High-resolution measurements of debris-flow surges in a natural channel

Debris-flow hazard assessment relies on the accurate estimation of (peak) discharge and volume. However, traditional methods for inferring these hazard-related parameters often  encounter significant limitations, especially in natural, dynamic channels without mitigation measures. Furthermore, existing assessment methods often overlook the characteristic surging behavior of debris flows and the influence of material composition. While laboratory experiments have demonstrated that mixtures with larger grain sizes produce more pronounced levees and extended runout distances, field evidence remains largely qualitative and anecdotal. Consequently, the combination of measurement uncertainties and the omission of flow composition continues to result in substantial uncertainties in debris-flow hazard assessments. Therefore, high-resolution and accurate measurements are needed to better understand debris-flow hazards.

Here, we present high-resolution measurements of over 130 debris flow surges, which occurred in the natural debris-flow channel of the Oeschibach in Kandersteg,Switzerland,in 2024. The sediment source is a rock slope instability in permafrost (Spitze Stei), which is closely monitored. Its recent acceleration has also led to increased debris-flow activity downstream. In 2024, we installed a high-resolution camera and 3D LiDAR sensor, which recorded several debris flows at 10 fps. Using a set of processing algorithms including Particle Image Velocimetry (PIV) on hillshade images, point cloud differencing, and a deep-learning based boulder detection model on camera images, we derived spatially distributed flow velocity, depth, discharge, and material properties (grain count and grain size).

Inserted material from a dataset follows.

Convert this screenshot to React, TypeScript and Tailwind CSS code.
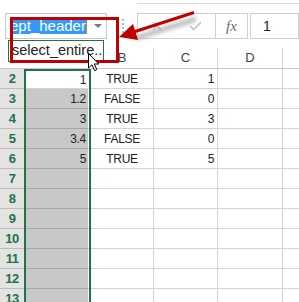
import React from 'react';
import { X, Check } from 'lucide-react';

const rows = [
  { n: 2, a: '1', b: 'TRUE', c: '1' },
  { n: 3, a: '1.2', b: 'FALSE', c: '0' },
  { n: 4, a: '3', b: 'TRUE', c: '3' },
  { n: 5, a: '3.4', b: 'FALSE', c: '0' },
  { n: 6, a: '5', b: 'TRUE', c: '5' },
  { n: 7, a: '', b: '', c: '' },
  { n: 8, a: '', b: '', c: '' },
  { n: 9, a: '', b: '', c: '' },
  { n: 10, a: '', b: '', c: '' },
  { n: 11, a: '', b: '', c: '' },
  { n: 12, a: '', b: '', c: '' },
  { n: 13, a: '', b: '', c: '' },
];

const cellFont = { fontFamily: '"Liberation Sans", Arial, sans-serif' };

const App: React.FC = () => {
  return (
    <div
      className="relative w-[299px] h-[302px] overflow-hidden bg-white text-[#222]"
      style={cellFont}
    >
      {/* top strip + formula bar */}
      <div className="h-[4px] ml-[137px] border-b border-[#dcdcdc]" />
      <div className="h-[9px]" />
      <div className="flex h-[26px] pl-[5px]">
        <div className="relative flex items-center w-[102px] border border-[#c6c6c6] pl-[4px]">
          <span className="h-[16px] leading-[16px] text-[15px] bg-[#3399ff] text-white">
            ept_header
          </span>
          <span className="w-[1px] h-[16px] bg-[#e07a2a]" />
          <span className="ml-auto mr-[4px] w-0 h-0 border-l-[4px] border-r-[4px] border-t-[4px] border-l-transparent border-r-transparent border-t-[#7a7a7a]" />
        </div>
        <div className="w-[30px] flex items-center justify-center">
          <div className="flex flex-col gap-[2px] ml-[1px]">
            <span className="w-[2px] h-[2px] bg-[#b5b5b5]" />
            <span className="w-[2px] h-[2px] bg-[#b5b5b5]" />
            <span className="w-[2px] h-[2px] bg-[#b5b5b5]" />
            <span className="w-[2px] h-[2px] bg-[#b5b5b5]" />
          </div>
        </div>
        <div className="flex w-[111px] border border-[#d0d0d0]">
          <div className="flex items-center justify-around w-[77px]">
            <X size={14} strokeWidth={2.5} className="text-[#c8c8c8]" />
            <Check size={15} strokeWidth={2.5} className="text-[#c2c2c2]" />
          </div>
          <div className="flex-1 flex items-center justify-center border-l border-[#d0d0d0]">
            <span
              className="italic text-[15px] text-[#6a6a6a]"
              style={{ fontFamily: '"Liberation Serif", serif' }}
            >
              fx
            </span>
          </div>
        </div>
        <div className="flex-1 flex items-center ml-[2px] border border-[#d0d0d0] pl-[12px] text-[14px]">
          1
        </div>
      </div>
      <div className="h-[9px]" />

      {/* column headers */}
      <div className="flex h-[21px] border-b border-[#c8c8c8] text-[13px] text-[#444]">
        <div className="w-[24px]" />
        <div className="w-[67px]" />
        <div className="w-[63px] flex items-center justify-center border-r border-[#d4d4d4]">B</div>
        <div className="w-[64px] flex items-center justify-center border-r border-[#d4d4d4]">C</div>
        <div className="w-[65px] flex items-center justify-center border-r border-[#d4d4d4]">D</div>
        <div className="flex-1" />
      </div>

      {/* grid rows */}
      {rows.map((r, i) => (
        <div key={r.n} className="flex h-[20px] text-[12px] tracking-[-0.3px]">
          <div className="w-[24px] flex items-center justify-center bg-[#e3e3e3] border-b border-[#bdbdbd] text-[#217346] font-bold text-[13px] tracking-[-0.5px]">
            {r.n}
          </div>
          <div
            className={
              i === 0
                ? 'w-[67px] flex border-l-2 border-r-2 border-t-2 border-[#217346]'
                : 'w-[67px] flex border-l-2 border-r-2 border-[#217346]'
            }
          >
            <div
              className={
                i === 0
                  ? 'flex-1 flex items-center justify-end pr-[2px] bg-white border-r border-white border-b border-b-[#d4d4d4]'
                  : 'flex-1 flex items-center justify-end pr-[2px] bg-[#c8c8c8] border-r border-white border-b border-b-[#a6a6a6]'
              }
            >
              {r.a}
            </div>
          </div>
          <div className="w-[63px] flex items-center justify-center border-r border-b border-[#d4d4d4]">
            {r.b}
          </div>
          <div className="w-[64px] flex items-center justify-end pr-[3px] border-r border-b border-[#d4d4d4]">
            {r.c}
          </div>
          <div className="w-[65px] border-r border-b border-[#d4d4d4]" />
          <div className="flex-1 border-b border-[#d4d4d4]" />
        </div>
      ))}

      {/* autocomplete dropdown */}
      <div className="absolute left-[8px] top-[40px] w-[96px] h-[22px] flex items-center pl-[3px] bg-white border border-[#217346] text-[14.5px] text-[#222]">
        select_entire..
      </div>

      {/* red highlight box */}
      <div className="absolute left-[10px] top-[17px] w-[109px] h-[46px] border-[3px] border-[#c00000]" />

      {/* red arrow */}
      <svg className="absolute left-0 top-0" width="299" height="80" viewBox="0 0 299 80">
        <defs>
          <filter id="blur" x="-20%" y="-50%" width="140%" height="200%">
            <feGaussianBlur stdDeviation="2" />
          </filter>
        </defs>
        <line x1="136" y1="38" x2="196" y2="19" stroke="#9a9a9a" strokeWidth="4" filter="url(#blur)" opacity="0.8" />
        <line x1="132" y1="32.5" x2="194" y2="12.5" stroke="#c00000" strokeWidth="3" />
        <polygon points="119,37 133,24 138,40" fill="#c00000" />
      </svg>

      {/* mouse cursor */}
      <svg className="absolute left-[88px] top-[53px]" width="13" height="19" viewBox="0 0 13 19">
        <path
          d="M0.5 0.5 L0.5 15 L4 11.8 L6.6 17.6 L8.8 16.6 L6.3 11 L10.8 11 Z"
          fill="white"
          stroke="black"
          strokeWidth="1"
          strokeLinejoin="round"
        />
      </svg>
    </div>
  );
};

export default App;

Our key findings include that coarser surges tend to be faster, deeper, levee-forming and erosive. These findings are in line with laboratory experiments, whereas the levee-formation likely also causes surges to be more confined and therefore faster and deeper. Furthermore, we observed that while all events consisted of a series of surges, the bigger the first surge, the more surges were to follow. As traditional monitoring techniques cannot capture these dynamics in sufficient detail, we provide a comprehensive and novel data set in a natural channel, which helps bridging the gap between laboratory experiments and field evidence to reduce uncertainties in debris-flow hazard assessment.